Florida the Place to Come to Die

I pulled some political strings and was able to garner a meeting with Jeb Bush and Marco Rubio.  The reason for the meeting was obvious to me, Florida is really missing out on what could be an incredible marketing campaign, and with Jeb and in a short amount of time Marco, having little to nothing to do, why not give them a task that will give them a sense of purpose.  Here’s how it all shook out:

“OK guys here’s what I was thinking, Florida needs a new tag line, while the sunshine state is great, I think it’s been overdone and has little to no traction at this point.  I just spent a week in Florida and the state smells like death.  They should have all their toll takers dressed in Crypt Keeper outfits just to really get the point across, this is the place to die.  I’m old, in normal standards against a typical demographic of your average citizenry I’m really fucking old, but every time I looked around in Florida there wasn’t anyone within 20 years of me.  I felt like I was back in high school up against all of these old farts I continually was running across.”

“Not sure where I would come in on this, I realize I have nothing going on right now, but what is there for me to do as far as attracting younger people to Florida?”  asked Jeb quizzically pointing to the fact that he had tried to get his parents to move to Florida for the past ten years.

“I’m in the same boat.  I have been doing everything in my power to beat Trump and have little to no pull at this time in respects to Florida.  Besides, what’s in it for me?”  stated Rubio.
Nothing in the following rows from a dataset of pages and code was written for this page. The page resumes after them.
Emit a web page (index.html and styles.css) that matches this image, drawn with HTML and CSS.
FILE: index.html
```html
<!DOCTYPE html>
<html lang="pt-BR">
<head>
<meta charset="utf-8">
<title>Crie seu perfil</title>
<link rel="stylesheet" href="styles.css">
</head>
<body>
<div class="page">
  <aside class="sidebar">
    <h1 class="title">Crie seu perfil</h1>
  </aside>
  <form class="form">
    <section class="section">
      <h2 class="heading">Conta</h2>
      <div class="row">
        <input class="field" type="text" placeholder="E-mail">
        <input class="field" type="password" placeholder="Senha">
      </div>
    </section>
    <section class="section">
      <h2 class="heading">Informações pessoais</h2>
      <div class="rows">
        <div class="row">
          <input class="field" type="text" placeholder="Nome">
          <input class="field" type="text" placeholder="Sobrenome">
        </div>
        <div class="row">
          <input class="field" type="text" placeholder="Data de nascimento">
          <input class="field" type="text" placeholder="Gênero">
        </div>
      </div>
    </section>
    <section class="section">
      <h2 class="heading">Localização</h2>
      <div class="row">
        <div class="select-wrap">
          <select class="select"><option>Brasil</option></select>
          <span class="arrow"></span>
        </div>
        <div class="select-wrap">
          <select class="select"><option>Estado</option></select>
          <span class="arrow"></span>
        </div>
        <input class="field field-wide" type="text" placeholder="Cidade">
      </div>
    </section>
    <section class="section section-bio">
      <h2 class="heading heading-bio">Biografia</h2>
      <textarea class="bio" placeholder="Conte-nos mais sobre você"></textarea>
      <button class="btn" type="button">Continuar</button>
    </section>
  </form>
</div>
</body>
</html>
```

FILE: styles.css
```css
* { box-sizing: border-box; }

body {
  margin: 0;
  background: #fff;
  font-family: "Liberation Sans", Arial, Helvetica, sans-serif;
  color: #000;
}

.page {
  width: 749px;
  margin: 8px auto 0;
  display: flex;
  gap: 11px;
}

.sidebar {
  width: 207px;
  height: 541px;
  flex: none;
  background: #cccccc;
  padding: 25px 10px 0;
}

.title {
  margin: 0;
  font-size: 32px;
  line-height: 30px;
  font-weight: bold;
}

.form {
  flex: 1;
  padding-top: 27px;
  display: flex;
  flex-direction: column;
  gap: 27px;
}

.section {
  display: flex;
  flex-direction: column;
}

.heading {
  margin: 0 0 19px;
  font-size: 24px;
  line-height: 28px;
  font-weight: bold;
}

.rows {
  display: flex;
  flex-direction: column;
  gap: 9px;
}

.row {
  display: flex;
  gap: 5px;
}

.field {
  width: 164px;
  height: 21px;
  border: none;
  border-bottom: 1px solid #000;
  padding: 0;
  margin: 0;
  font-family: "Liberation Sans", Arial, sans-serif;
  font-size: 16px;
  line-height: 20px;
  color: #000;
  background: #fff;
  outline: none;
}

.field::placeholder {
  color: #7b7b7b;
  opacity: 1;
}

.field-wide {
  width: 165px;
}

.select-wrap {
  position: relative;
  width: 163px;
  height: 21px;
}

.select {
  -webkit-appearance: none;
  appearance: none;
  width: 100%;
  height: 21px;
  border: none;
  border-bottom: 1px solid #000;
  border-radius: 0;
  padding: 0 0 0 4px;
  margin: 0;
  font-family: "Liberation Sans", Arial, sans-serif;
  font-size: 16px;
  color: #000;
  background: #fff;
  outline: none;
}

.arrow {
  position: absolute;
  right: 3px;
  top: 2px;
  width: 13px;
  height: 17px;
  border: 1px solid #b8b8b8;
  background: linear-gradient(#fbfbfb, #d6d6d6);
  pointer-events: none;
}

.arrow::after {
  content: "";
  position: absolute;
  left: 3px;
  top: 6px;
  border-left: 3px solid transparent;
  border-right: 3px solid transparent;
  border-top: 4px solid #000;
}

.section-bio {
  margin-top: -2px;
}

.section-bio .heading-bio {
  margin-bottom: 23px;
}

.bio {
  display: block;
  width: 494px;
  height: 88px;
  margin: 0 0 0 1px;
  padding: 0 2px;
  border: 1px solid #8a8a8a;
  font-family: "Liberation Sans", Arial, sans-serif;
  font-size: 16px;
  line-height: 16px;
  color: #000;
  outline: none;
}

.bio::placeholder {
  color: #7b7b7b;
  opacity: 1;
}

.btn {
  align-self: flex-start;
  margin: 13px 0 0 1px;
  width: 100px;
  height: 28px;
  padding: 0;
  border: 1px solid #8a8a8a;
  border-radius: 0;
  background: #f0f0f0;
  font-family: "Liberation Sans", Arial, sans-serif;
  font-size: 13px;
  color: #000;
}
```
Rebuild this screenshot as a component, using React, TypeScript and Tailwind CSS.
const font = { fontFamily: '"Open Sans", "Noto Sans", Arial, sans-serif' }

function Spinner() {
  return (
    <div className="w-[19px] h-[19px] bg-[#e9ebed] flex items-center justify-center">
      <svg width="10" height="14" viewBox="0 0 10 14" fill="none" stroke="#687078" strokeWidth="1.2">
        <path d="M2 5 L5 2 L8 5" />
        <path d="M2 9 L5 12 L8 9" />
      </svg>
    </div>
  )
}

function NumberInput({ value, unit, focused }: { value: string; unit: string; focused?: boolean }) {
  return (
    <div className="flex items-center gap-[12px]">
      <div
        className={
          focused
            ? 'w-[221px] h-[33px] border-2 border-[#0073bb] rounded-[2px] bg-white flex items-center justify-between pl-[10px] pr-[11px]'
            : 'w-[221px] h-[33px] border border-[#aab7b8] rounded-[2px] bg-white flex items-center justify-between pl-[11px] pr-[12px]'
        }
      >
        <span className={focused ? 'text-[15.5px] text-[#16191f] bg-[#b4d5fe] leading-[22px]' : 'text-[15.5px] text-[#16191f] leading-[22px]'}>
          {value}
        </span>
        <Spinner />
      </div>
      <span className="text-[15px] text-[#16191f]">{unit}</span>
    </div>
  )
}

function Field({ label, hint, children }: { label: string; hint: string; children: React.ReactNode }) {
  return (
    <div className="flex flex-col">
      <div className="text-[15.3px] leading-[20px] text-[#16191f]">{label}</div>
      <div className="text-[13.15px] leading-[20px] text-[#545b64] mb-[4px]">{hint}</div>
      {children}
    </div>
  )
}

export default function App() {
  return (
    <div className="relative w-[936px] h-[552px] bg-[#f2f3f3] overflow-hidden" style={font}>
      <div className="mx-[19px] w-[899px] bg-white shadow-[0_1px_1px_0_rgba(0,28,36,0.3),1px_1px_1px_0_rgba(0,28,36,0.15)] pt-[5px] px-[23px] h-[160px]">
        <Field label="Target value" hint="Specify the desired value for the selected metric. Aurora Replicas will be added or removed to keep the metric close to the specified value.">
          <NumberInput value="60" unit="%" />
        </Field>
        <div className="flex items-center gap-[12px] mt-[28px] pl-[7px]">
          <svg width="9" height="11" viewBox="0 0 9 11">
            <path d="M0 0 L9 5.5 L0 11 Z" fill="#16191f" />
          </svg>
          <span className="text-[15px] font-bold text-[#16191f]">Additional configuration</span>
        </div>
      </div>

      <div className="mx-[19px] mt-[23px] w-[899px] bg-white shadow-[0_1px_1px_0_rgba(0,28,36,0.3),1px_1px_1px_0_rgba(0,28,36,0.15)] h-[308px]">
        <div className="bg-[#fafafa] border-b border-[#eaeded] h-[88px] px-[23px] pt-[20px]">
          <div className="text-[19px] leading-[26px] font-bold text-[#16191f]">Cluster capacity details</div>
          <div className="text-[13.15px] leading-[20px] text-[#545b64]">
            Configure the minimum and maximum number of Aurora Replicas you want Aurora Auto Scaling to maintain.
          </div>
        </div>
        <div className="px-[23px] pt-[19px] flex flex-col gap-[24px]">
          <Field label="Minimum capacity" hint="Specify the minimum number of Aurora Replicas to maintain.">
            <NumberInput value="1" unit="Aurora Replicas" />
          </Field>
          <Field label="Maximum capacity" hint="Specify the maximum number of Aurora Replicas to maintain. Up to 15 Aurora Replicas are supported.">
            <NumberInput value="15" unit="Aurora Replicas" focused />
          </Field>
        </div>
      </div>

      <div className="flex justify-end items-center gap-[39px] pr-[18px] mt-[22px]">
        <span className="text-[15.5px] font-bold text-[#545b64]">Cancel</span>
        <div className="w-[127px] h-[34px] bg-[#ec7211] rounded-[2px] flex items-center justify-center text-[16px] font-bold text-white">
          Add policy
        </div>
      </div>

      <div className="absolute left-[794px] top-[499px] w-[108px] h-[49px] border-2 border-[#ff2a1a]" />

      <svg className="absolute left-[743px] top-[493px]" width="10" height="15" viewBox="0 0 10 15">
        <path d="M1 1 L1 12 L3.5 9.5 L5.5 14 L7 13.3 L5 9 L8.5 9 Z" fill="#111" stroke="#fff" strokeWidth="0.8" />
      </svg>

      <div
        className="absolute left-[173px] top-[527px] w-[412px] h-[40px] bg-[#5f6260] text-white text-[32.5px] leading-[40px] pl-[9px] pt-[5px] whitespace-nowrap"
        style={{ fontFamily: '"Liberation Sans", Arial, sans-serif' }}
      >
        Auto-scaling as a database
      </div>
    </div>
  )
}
“Here’s the deal.  We can’t just have a state that is solely dependent on the elderly and illegal aliens interspersed with tourists.  We need to get some actual people with families and children who earn a living and have the ability to pay more than $5 a year in taxes.  People who are rooted to Florida and consider it home.  I realize that concept is laughable at this point, and that no one this side of 65 is willing to call the sunshine state home, there has to be a way to draw people here.  For god sakes we did away with state income tax and that did absolutely nothing.  I figure we do a study to determine if the smell of death and the nuisance that is the elderly can be overcome, and what exactly it will take to overcome that.”
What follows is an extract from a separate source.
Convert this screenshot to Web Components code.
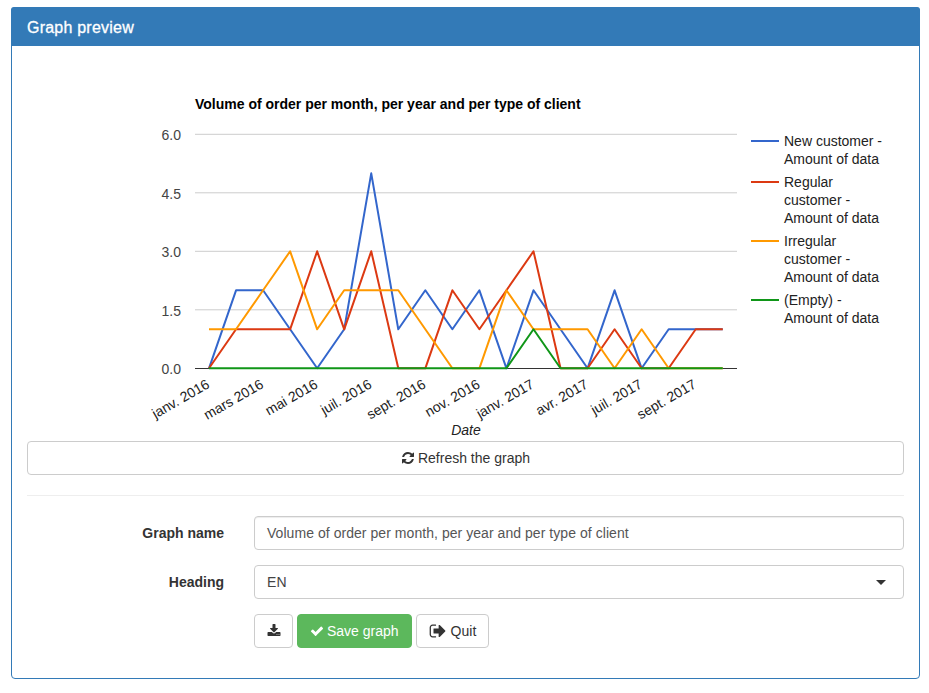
<!DOCTYPE html>
<html lang="en">
<head>
<meta charset="utf-8">
<title>Graph preview</title>
<style>
html,body{margin:0;padding:0;background:#fff}
body{font:14px/20px "Liberation Sans",Arial,sans-serif;color:#333}
</style>
</head>
<body>
<template id="t-panel">
<style>
:host{display:block;margin:7px 9px 0 11px;border:1px solid #337ab7;border-radius:4px;background:#fff}
.head{background:#337ab7;color:#fff;padding:12px 15px 9px 16px;height:18px;line-height:18px;font-size:16px;margin:-1px -1px 0;border-radius:3px 3px 0 0}
.title{-webkit-text-stroke:.3px #fff;letter-spacing:.22px}
.body{padding:15px}
</style>
<div class="head"><span class="title"><slot name="title"></slot></span></div>
<div class="body"><slot></slot></div>
</template>

<template id="t-btn">
<style>
:host{display:inline-flex;box-sizing:border-box;height:34px;align-items:center;justify-content:center;gap:3px;padding:0 12px;border:1px solid #ccc;border-radius:4px;background:#fff;color:#333;font-size:14px;white-space:nowrap}
:host([variant=success]){background:#5cb85c;border-color:#5cb85c;color:#fff}
:host([block]){display:flex}
:host([icon=download]){padding:0 11.5px}
:host([icon=signout]){gap:4px}
:host([icon=signout]) svg{width:18px;height:18px}
svg{width:14px;height:14px;fill:currentColor;display:block}
</style>
<svg viewBox="0 0 1792 1792" aria-hidden="true"><path></path></svg><slot></slot>
</template>

<template id="t-row">
<style>
:host{display:flex;align-items:center;gap:30px;margin-bottom:15px}
.lab{width:197px;flex:none;text-align:right;font-weight:bold;color:#333}
.ctl{flex:1;min-width:0}
</style>
<div class="lab"><slot name="label"></slot></div>
<div class="ctl"><slot></slot></div>
</template>

<template id="t-input">
<style>
:host{display:flex;align-items:center;justify-content:space-between;box-sizing:border-box;height:34px;padding:0 12px;border:1px solid #ccc;border-radius:4px;background:#fff;color:#555;font-size:14px;letter-spacing:.05px;box-shadow:inset 0 1px 1px rgba(0,0,0,.075)}
.caret{display:none;width:0;height:0;border-left:5.5px solid transparent;border-right:5.5px solid transparent;border-top:5.5px solid #333;margin-right:5px}
:host([select]) .caret{display:block}
:host([select]){box-shadow:none;color:#444}
</style>
<slot></slot><span class="caret"></span>
</template>

<template id="t-chart">
<style>
:host{display:block;height:380px}
svg{display:block;width:877px;height:380px;font-family:"Liberation Sans",Arial,sans-serif;font-size:14px}
</style>
<svg xmlns="http://www.w3.org/2000/svg" viewBox="27 61 877 380"></svg>
</template>

<x-panel>
  <span slot="title">Graph preview</span>
  <x-chart></x-chart>
  <x-btn block icon="refresh">Refresh the graph</x-btn>
  <x-rule></x-rule>
  <x-row><span slot="label">Graph name</span><x-input>Volume of order per month, per year and per type of client</x-input></x-row>
  <x-row><span slot="label">Heading</span><x-input select>EN</x-input></x-row>
  <x-row><span slot="label"></span><x-actions>
    <x-btn icon="download"></x-btn>
    <x-btn icon="check" variant="success">Save graph</x-btn>
    <x-btn icon="signout">Quit</x-btn>
  </x-actions></x-row>
</x-panel>

<script>
const ICONS={
refresh:"M1639 1056q0 5-1 7-64 268-268 434.5t-478 166.5q-146 0-282.5-55t-243.5-157l-129 129q-19 19-45 19t-45-19-19-45v-448q0-26 19-45t45-19h448q26 0 45 19t19 45-19 45l-137 137q71 66 161 102t187 36q134 0 250-65t186-179q11-17 53-117 8-23 30-23h192q13 0 22.5 9.5t9.5 22.5zm25-800v448q0 26-19 45t-45 19h-448q-26 0-45-19t-19-45 19-45l138-138q-148-137-349-137-134 0-250 65t-186 179q-11 17-53 117-8 23-30 23h-199q-13 0-22.5-9.5t-9.5-22.5v-7q65-268 270-434.5t480-166.5q146 0 284 55.5t245 156.5l130-129q19-19 45-19t45 19 19 45z",
check:"M1671 566q0 40-28 68l-724 724-136 136q-28 28-68 28t-68-28l-136-136-362-362q-28-28-28-68t28-68l136-136q28-28 68-28t68 28l294 295 656-657q28-28 68-28t68 28l136 136q28 28 28 68z",
signout:"M704 1440q0 4 1 20t.5 26.5-3 23.5-10 19.5-20.5 6.5h-320q-119 0-203.5-84.5t-84.5-203.5v-704q0-119 84.5-203.5t203.5-84.5h320q13 0 22.5 9.5t9.5 22.5q0 4 1 20t.5 26.5-3 23.5-10 19.5-20.5 6.5h-320q-66 0-113 47t-47 113v704q0 66 47 113t113 47h312l11.5 1 11.5 3 8 5.5 7 9 2 13.5zm928-544q0 26-19 45l-544 544q-19 19-45 19t-45-19-19-45v-288h-448q-26 0-45-19t-19-45v-384q0-26 19-45t45-19h448v-288q0-26 19-45t45-19 45 19l544 544q19 19 19 45z",
download:"M1344 1344q0-26-19-45t-45-19-45 19-19 45 19 45 45 19 45-19 19-45zm256 0q0-26-19-45t-45-19-45 19-19 45 19 45 45 19 45-19 19-45zm128-224v320q0 40-28 68t-68 28h-1472q-40 0-68-28t-28-68v-320q0-40 28-68t68-28h465l135 136q58 56 136 56t136-56l136-136h464q40 0 68 28t28 68zm-325-569q17 41-14 70l-448 448q-18 19-45 19t-45-19l-448-448q-31-29-14-70 17-39 59-39h256v-448q0-26 19-45t45-19h256q26 0 45 19t19 45v448h256q42 0 59 39z"
};
class Base extends HTMLElement{
  constructor(){super();const t=document.getElementById(this.constructor.tpl);this.attachShadow({mode:"open"}).appendChild(t.content.cloneNode(true));}
}
class XPanel extends Base{static tpl="t-panel"}
class XRow extends Base{static tpl="t-row"}
class XInput extends Base{static tpl="t-input"}
class XBtn extends Base{
  static tpl="t-btn";
  connectedCallback(){this.shadowRoot.querySelector("path").setAttribute("d",ICONS[this.getAttribute("icon")]);}
}
class XRule extends HTMLElement{
  constructor(){super();this.attachShadow({mode:"open"}).innerHTML='<style>:host{display:block;height:1px;background:#eee;margin:20px 0}</style>';}
}
class XActions extends HTMLElement{
  constructor(){super();this.attachShadow({mode:"open"}).innerHTML='<style>:host{display:flex;gap:4px}</style><slot></slot>';}
}
class XChart extends Base{
  static tpl="t-chart";
  connectedCallback(){
    const X=i=>209+i*27.04, Y=v=>368.3-v*39;
    let s='';
    const txt=(x,y,t,a='')=>`<text x="${x}" y="${y}" ${a}>${t}</text>`;
    s+=txt(195,109,'Volume of order per month, per year and per type of client','font-weight="bold" fill="#000"');
    [[6,'6.0'],[4.5,'4.5'],[3,'3.0'],[1.5,'1.5']].forEach(([v,l])=>{
      s+=`<line x1="195" x2="737" y1="${Y(v)}" y2="${Y(v)}" stroke="#ccc"/>`;
    });
    [[6,'6.0'],[4.5,'4.5'],[3,'3.0'],[1.5,'1.5'],[0,'0.0']].forEach(([v,l])=>{
      s+=txt(181,Math.round(Y(v)+5.7),l,'text-anchor="end" fill="#444"');
    });
    s+=`<line x1="195" x2="737" y1="368.5" y2="368.5" stroke="#333"/>`;
    const series=[
      ['#3366cc',[0,2,2,1,0,1,5,1,2,1,2,0,2,1,0,2,0,1,1,1]],
      ['#dc3912',[0,1,1,1,3,1,3,0,0,2,1,2,3,0,0,1,0,0,1,1]],
      ['#ff9900',[1,1,2,3,1,2,2,2,1,0,0,2,1,1,1,0,1,0,0,0]],
      ['#109618',[0,0,0,0,0,0,0,0,0,0,0,0,1,0,0,0,0,0,0,0]]
    ];
    series.forEach(([c,d])=>{
      s+=`<polyline fill="none" stroke="${c}" stroke-width="2" stroke-linejoin="round" points="${d.map((v,i)=>X(i)+','+Y(v)).join(' ')}"/>`;
    });
    [[0,'janv. 2016'],[2,'mars 2016'],[4,'mai 2016'],[6,'juil. 2016'],[8,'sept. 2016'],[10,'nov. 2016'],[12,'janv. 2017'],[14,'avr. 2017'],[16,'juil. 2017'],[18,'sept. 2017']].forEach(([i,l])=>{
      const x=X(i)+1.5,y=387;
      s+=txt(x,y,l,`text-anchor="end" fill="#222" transform="rotate(-30 ${x} ${y})"`);
    });
    s+=txt(466,435,'Date','text-anchor="middle" font-style="italic" fill="#222"');
    [[141,['New customer -','Amount of data'],'#3366cc'],[182,['Regular','customer -','Amount of data'],'#dc3912'],[241,['Irregular','customer -','Amount of data'],'#ff9900'],[300,['(Empty) -','Amount of data'],'#109618']].forEach(([y,ls,c])=>{
      s+=`<line x1="751" x2="779" y1="${y}" y2="${y}" stroke="${c}" stroke-width="2"/>`;
      ls.forEach((l,k)=>{s+=txt(784,y+5+k*18,l,'fill="#222"');});
    });
    this.shadowRoot.querySelector("svg").innerHTML=s;
  }
}
customElements.define("x-panel",XPanel);
customElements.define("x-row",XRow);
customElements.define("x-input",XInput);
customElements.define("x-btn",XBtn);
customElements.define("x-rule",XRule);
customElements.define("x-actions",XActions);
customElements.define("x-chart",XChart);
</script>
</body>
</html>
“What does that have to do with us? Rubio and I, well we are two of the twelve families not already drawing social security that actually call Florida home, why do you need us?” said Jeb with a bit of a glimmer in his eye thinking he may actually have something of worth to do for the first time in decades.

“Jim Carrey pretty much nailed it when he said in Dumb and Dumber to the elderly women he wanted to keep an eye on his scooter, you know the elderly although slow and dangerous behind the wheel, can serve a purpose, now don’t you go dying on me now.  Truer words have never been spoken.  We just need to figure out what that purpose actually is.  I just need you guys to believe that the elderly, and the state of Florida are worth fighting for.”

“Here’s the deal, we get that immigration reform I’ve been clamoring about actually put in place and things will take care of themselves, we will have more people under the age of 30 than were stupid enough to purchase Beats By Dre headphones.  Let me tell you, that demographic is composed of mindless sheep, sure I’ll pay $200 for a pair of headphones strictly based on the fact that they look pretty.  So, we open the doors to just about anyone who wants to live with a population that is closer to death than Bernie Sanders, and we tell them that when all these people die they can have their shit.  Sound crazy? it really isn’t, old people can’t hear anything, don’t understand anything, and are in bed by 8pm.  It would be quite easy to change the laws so that anyone who dies in Florida forfeits all of their properly to the State of Florida.  The remaining residents who actually work and pay taxes, not state because we have no state income tax, are eligible for a lottery where they can win the dead people’s shit.” said Rubio with more enthusiasm than he was ever ale to muster in his campaign for the Republican presidential nomination.

“The two of you are complete buffoons, and have very little talent, but you decided to live in a state where half the population can’t even remember their own name so you didn’t have to do a whole lot to become relevant and unfortunately, influential.  I think Rubio’s idea may actually work and you guys are probably the only two idiots who could sell it to the power brokers in Florida.   It’s that influence that we need to key in on to turn this state from eerily resembling an episode of the Walking Dead to a 2016 version of Melrose Place.  If you two start greasing some palms and making connections with state legislators I have no doubt that that new law will attract enough millenials to make this state relevant again, and to more than drug companies catering to the elderly and Geriatric Care specialists (doctors for the old).  We get enough millenials to move here they will take even more than the elderly could ever dream of taking, causing a collapse in the state infrastructure, this in turn will result in the hapless and helpless elderly finding themselves completely lost and wither immediately dying or moving to another location.  We flip the population so it consists mostly of millenials and Florida now has that edgy tone and feeling of pretty much every show on the CW.”

“OK, we are in, but I don’t want Jenna moving here, I could see her doing that, she’s a selfish little bitch who will do just about anything for a free ride, as long as you can assure me that she won’t follow all the other millenials in here, Rubio and I are in.”